Sunday, 24 de November de 2024 ISSN 1519-7670 - Ano 24 - nº 1315

O que falta ao noticiário

A menos de 50 dias da abertura da 15a. Conferência das Partes em Copenhague, da qual devem sair as decisões de governos para reorientar as atividades econômicas e sociais para reverter o quadro do aquecimento global, o governo brasileiro ainda se perde em discussões burocráticas e demonstra não ter avaliado a importância do evento.


A CoP15 é parte do processo chamado Conferência Quadro da ONU sobre Mudança do Clima e deve marcar uma nova etapa do processo de mudanças no sistema econômico mundial, criando regras e procedimentos mais adequados ao advento das tecnologias revolucionárias das últimas décadas e à necessidade de reverter o quadro ambiental que ameaça o futuro da humanidade.


O núcleo decisório do governo se prende a um detalhe burocrático, o de que o Brasil não precisa apresentar uma meta por não pertencer ao grupo dos países industrializados há mais tempo – componentes do Anexo 1 do Protocolo de Kyoto. Parte dos auxiliares do presidente não enxerga a oportunidade de assumir a liderança mundial para as mudanças.


Para o governo, limitar o desmatamento anual até 2020 em 80% dos atuais índices (19 mil km2 de desmatamento por ano) e estimular a substituição de derivados de petróleo por biocombustíveis seriam medidas suficientes para fazer boa figura em Copenhague. Trata-se de um equívoco de tal monta que pode criar uma limitação grave ao desenvolvimento do país no médio prazo.


Mais sensível


O mito de que o crescimento econômico em si seria a maneira correta de atacar as desigualdades sociais e prover recursos para o Estado fiscalizar as atividades econômicas predatórias está no centro das vacilações do atual governo. Faz parte do imaginário de uma geração de líderes que sempre considerou o movimento ambientalista como inimigo dos interesses dos trabalhadores, por exigir das empresas que apliquem parte considerável de seus recursos na redução da poluição.


Para muitos sindicalistas e líderes políticos dos anos 1980, os ambientalistas apenas propunham aumento de gastos, o que reduziria as possibilidades de benefícios salariais aos trabalhadores.


Essa postura repete a antiga falácia de que é preciso fazer crescer o bolo econômico para depois redistribuir os benefícios do desenvolvimento, ao postular-se a tese de que é preciso garantir o crescimento econômico para compor recursos para a sustentabilidade.

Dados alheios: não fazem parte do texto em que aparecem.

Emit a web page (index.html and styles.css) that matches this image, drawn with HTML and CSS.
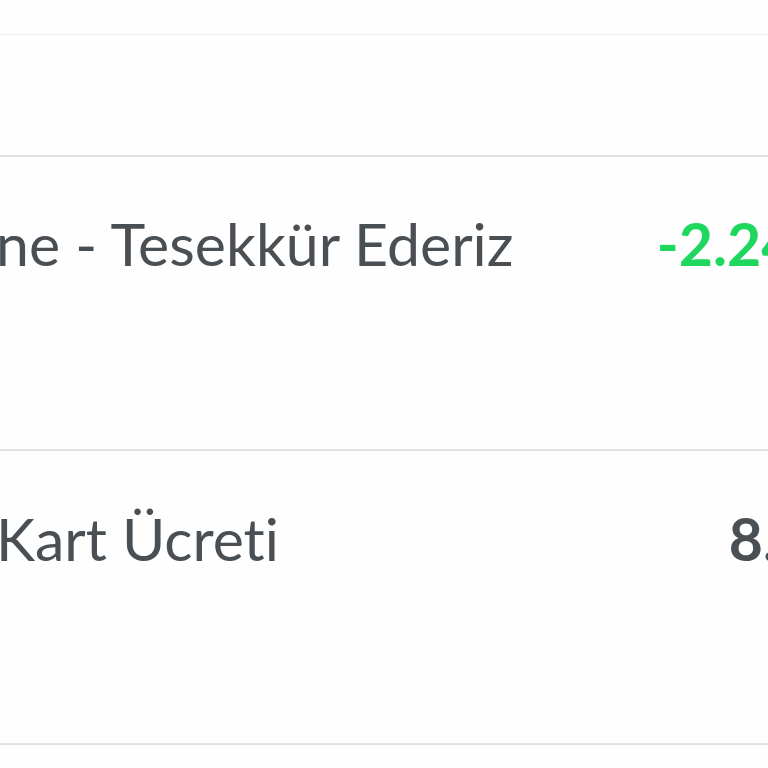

De modo geral, a imprensa concorda com essa assertiva, mas já se mostra mais sensível aos argumentos dos especialistas que exigem um compromisso mais sério do Brasil em Copenhague.


Abordagem transversal


O Globo é o único dos três jornais de relevância nacional a dar destaque ao tema, na edição de quinta-feira (5/11). Em reportagem de página inteira, relata as divergências internas no ministério, com claras referências às controvérsias entre os chamados desenvolvimentistas – adeptos de menos controle sobre os investimentos como forma de estimular o crescimento da economia – e o grupo que enxerga a chance de o país adotar uma estratégia de desenvolvimento sustentável.


Mas falta, de modo geral, em toda a imprensa, uma visão permanente daquilo que está em jogo. O noticiário ainda é fragmentado, e para entender o quadro todo o leitor teria que contar com tempo extra e disponibilidade para consultar outras fontes de informação.


Talvez a solução fosse tratar nos jornais diários dos acontecimentos isolados relativos à questão ambiental e periodicamente fazer uma remissão ao quadro geral dos temas que serão discutidos em Copenhague, fazendo referência à relação entre a questão ambiental e o cenário econômico. Essa abordagem transversal poderia facilitar o entendimento do leitor de que muitas outras notícias do jornal estão conectadas ao problema central do aquecimento global e das carências sociais.


Papel da imprensa


Veja-se, por exemplo, o noticiário político.


Segundo os jornais, a reunião da Comissão de Meio Ambiente e Sustentabilidade da Câmara dos Deputados, que deveria votar o novo Código Florestal, foi cancelada na quarta-feira (4/11), por falta de quorum, apesar da forte presença de deputados na sala.


Organizados para levar adiante a proposta de flexibilização da legislação de proteção ambiental, os parlamentares ruralistas se negaram a assinar a lista de presença para forçar a suspensão. Segundo o Globo, um dos líderes ruralistas admitiu que os deputados forçaram o adiamento da votação ‘por causa da pressão da grande mídia’.


Esse é um dos papéis da imprensa: impedir que o Legislativo tome decisões importantes como essa longe do olhar da sociedade.